Kitzmiller v. Southeast Services, Inc.

358 So. 2d 271 | Fla. Dist. Ct. App. | 1978

PEARSON, Judge.

On January 19, 1977, the trial court entered a default final judgment for the plaintiff against the defendant. The judgment did not include an award of attorney’s fees for the plaintiff. The parties, by their respective attorneys, thereafter entered into a stipulation which provided: (1) The final judgment was to be vacated. (2) The defendant admitted an indebtedness “. . . for the principal sum of $2,700.81, plus interest in the sum of $335.25, plus court costs in the amount of $48.00, for a total of $3,084.06.” (3) The defendant agreed to make “monthly payments.” (4) The plaintiff would be permitted to take judgment without notice “. . . in the event of default in any one payment ... for the remaining balance due and owing . . . ” The trial court ratified and executed the stipulation.
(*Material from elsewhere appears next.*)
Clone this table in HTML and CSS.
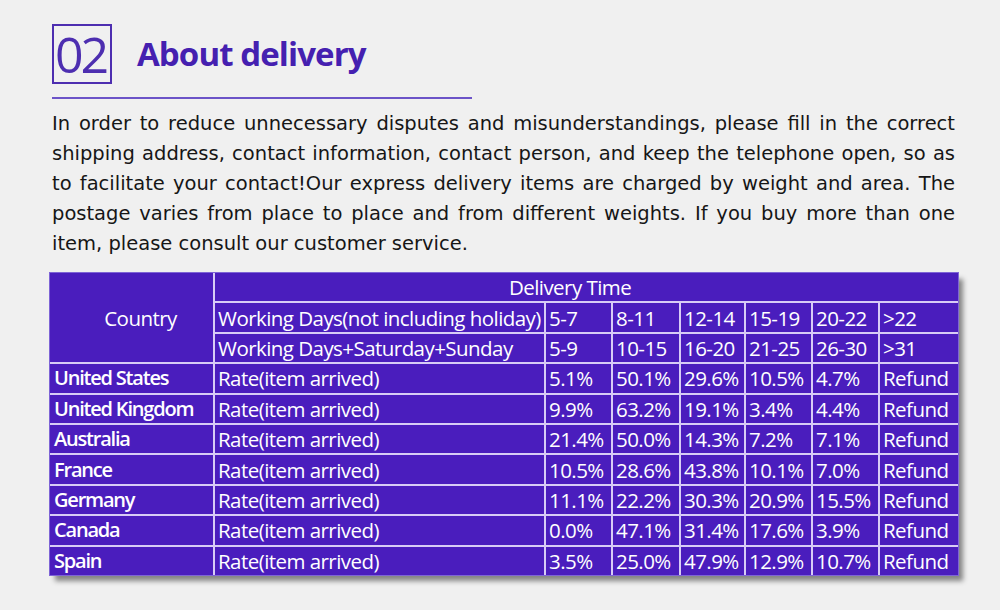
FILE: index.html
```html
<!DOCTYPE html>
<html>
<head>
<meta charset="utf-8">
<link rel="stylesheet" href="styles.css">
</head>
<body>
<div class="page">
  <div class="head">
    <div class="num">02</div>
    <h1 class="title">About delivery</h1>
  </div>
  <div class="rule"></div>
  <p class="intro">In order to reduce unnecessary disputes and misunderstandings, please fill in the correct shipping address, contact information, contact person, and keep the telephone open, so as to facilitate your contact!Our express delivery items are charged by weight and area. The postage varies from place to place and from different weights. If you buy more than one item, please consult our customer service.</p>
  <table class="rates">
    <colgroup>
      <col style="width:164px"><col style="width:331px"><col style="width:67px"><col style="width:68px"><col style="width:65px"><col style="width:67px"><col style="width:67px"><col style="width:79px">
    </colgroup>
    <tr><th class="country-h" rowspan="3">Country</th><th class="dt" colspan="7">Delivery Time</th></tr>
    <tr><td>Working Days(not including holiday)</td><td>5-7</td><td>8-11</td><td>12-14</td><td>15-19</td><td>20-22</td><td>&gt;22</td></tr>
    <tr><td>Working Days+Saturday+Sunday</td><td>5-9</td><td>10-15</td><td>16-20</td><td>21-25</td><td>26-30</td><td>&gt;31</td></tr>
    <tr><td class="c">United States</td><td>Rate(item arrived)</td><td>5.1%</td><td>50.1%</td><td>29.6%</td><td>10.5%</td><td>4.7%</td><td>Refund</td></tr>
    <tr><td class="c">United Kingdom</td><td>Rate(item arrived)</td><td>9.9%</td><td>63.2%</td><td>19.1%</td><td>3.4%</td><td>4.4%</td><td>Refund</td></tr>
    <tr><td class="c">Australia</td><td>Rate(item arrived)</td><td>21.4%</td><td>50.0%</td><td>14.3%</td><td>7.2%</td><td>7.1%</td><td>Refund</td></tr>
    <tr><td class="c">France</td><td>Rate(item arrived)</td><td>10.5%</td><td>28.6%</td><td>43.8%</td><td>10.1%</td><td>7.0%</td><td>Refund</td></tr>
    <tr><td class="c">Germany</td><td>Rate(item arrived)</td><td>11.1%</td><td>22.2%</td><td>30.3%</td><td>20.9%</td><td>15.5%</td><td>Refund</td></tr>
    <tr><td class="c">Canada</td><td>Rate(item arrived)</td><td>0.0%</td><td>47.1%</td><td>31.4%</td><td>17.6%</td><td>3.9%</td><td>Refund</td></tr>
    <tr><td class="c">Spain</td><td>Rate(item arrived)</td><td>3.5%</td><td>25.0%</td><td>47.9%</td><td>12.9%</td><td>10.7%</td><td>Refund</td></tr>
  </table>
</div>
</body>
</html>
```
FILE: styles.css
```css
html, body {
  margin: 0;
  padding: 0;
  background: #f0f0f0;
}
.page {
  width: 1000px;
  height: 610px;
  box-sizing: border-box;
  padding: 24px 0 0 52px;
}
.head {
  display: flex;
  align-items: center;
  gap: 25px;
  height: 60px;
}
.num {
  box-sizing: border-box;
  width: 60px;
  height: 60px;
  border: 2px solid #4d2eb0;
  color: #4d2eb0;
  font-family: "Open Sans", sans-serif;
  font-weight: 400;
  font-size: 50px;
  line-height: 56px;
  letter-spacing: -3px;
  text-indent: -3px;
  text-align: center;
}
.title {
  margin: 0;
  color: #4520b0;
  font-family: "Open Sans", sans-serif;
  font-weight: 700;
  font-size: 33px;
  letter-spacing: -0.9px;
  line-height: 40px;
}
.rule {
  margin-top: 13px;
  width: 420px;
  height: 2px;
  background: #6c54c8;
}
.intro {
  margin: 10px 0 0 0;
  width: 903px;
  font-family: "DejaVu Sans", sans-serif;
  font-size: 19.5px;
  line-height: 30px;
  color: #161616;
  text-align: justify;
  text-align-last: left;
}
.rates {
  margin: 14px 0 0 -2px;
  border-collapse: collapse;
  table-layout: fixed;
  width: 908px;
  height: 302px;
  background: #4a1dbd;
  color: #fff;
  font-family: "Open Sans", sans-serif;
  font-size: 20.5px;
  letter-spacing: -0.55px;
  box-shadow: 5px 6px 5px rgba(0, 0, 0, 0.45);
  outline: 1px solid #7e64d6;
}
.rates th, .rates td {
  border: 2px solid #d8ccf6;
  padding: 0 0 0 3px;
  line-height: 26px;
  white-space: nowrap;
  text-align: left;
  font-weight: 400;
  overflow: hidden;
}
.rates tr:first-child th { border-top: none; }
.rates tr th:first-child, .rates tr td:first-child { border-left: none; }
.rates tr th:last-child, .rates tr td:last-child { border-right: none; }
.rates tr:last-child td { border-bottom: none; }
.rates tr:nth-child(n+2) td:first-child { border-left: 2px solid #d8ccf6; }
.rates tr:nth-child(n+4) td:first-child { border-left: none; }
.rates th.country-h {
  text-align: center;
  padding: 0 0 0 18px;
}
.rates th.dt {
  text-align: center;
  padding-right: 36px;
}
.rates td.c {
  font-weight: 600;
  font-size: 20px;
  letter-spacing: -1.2px;
  padding-left: 4px;
}
```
The defendant defaulted. and a final judgment, dated June 29, 1977, was entered. The judgment did not include attorney’s fees.

The plaintiff, on July 28,1977, “. . . move[d] to amend the Final Judgment . ” upon the ground that “[t]he original Judgment failed to include attorney’s fees to which the plaintiff is entitled.” On August 18, 1977, the trial judge entered an amended final judgment and included $350.00 as attorney’s fees for the plaintiff.

The motion to amend final judgment was not timely under Fla.R.Civ.P. 1.530(g). See Allen v. Allen, 230 So.2d 29 (Fla. 1st DCA 1969). The motion was not a proper motion under Fla.R.Civ.P. 1.540. Cf. Kuykendall v. Kuykendall, 301 So.2d 466 (Fla. 1st DCA 1974). The inclusion of attorney’s fees contravenes the stipulation of the parties.

The final judgment, dated August 18, 1977, is reversed and the cause is remanded with directions for further proceedings upon the judgment entered June 29, 1977.

Reversed.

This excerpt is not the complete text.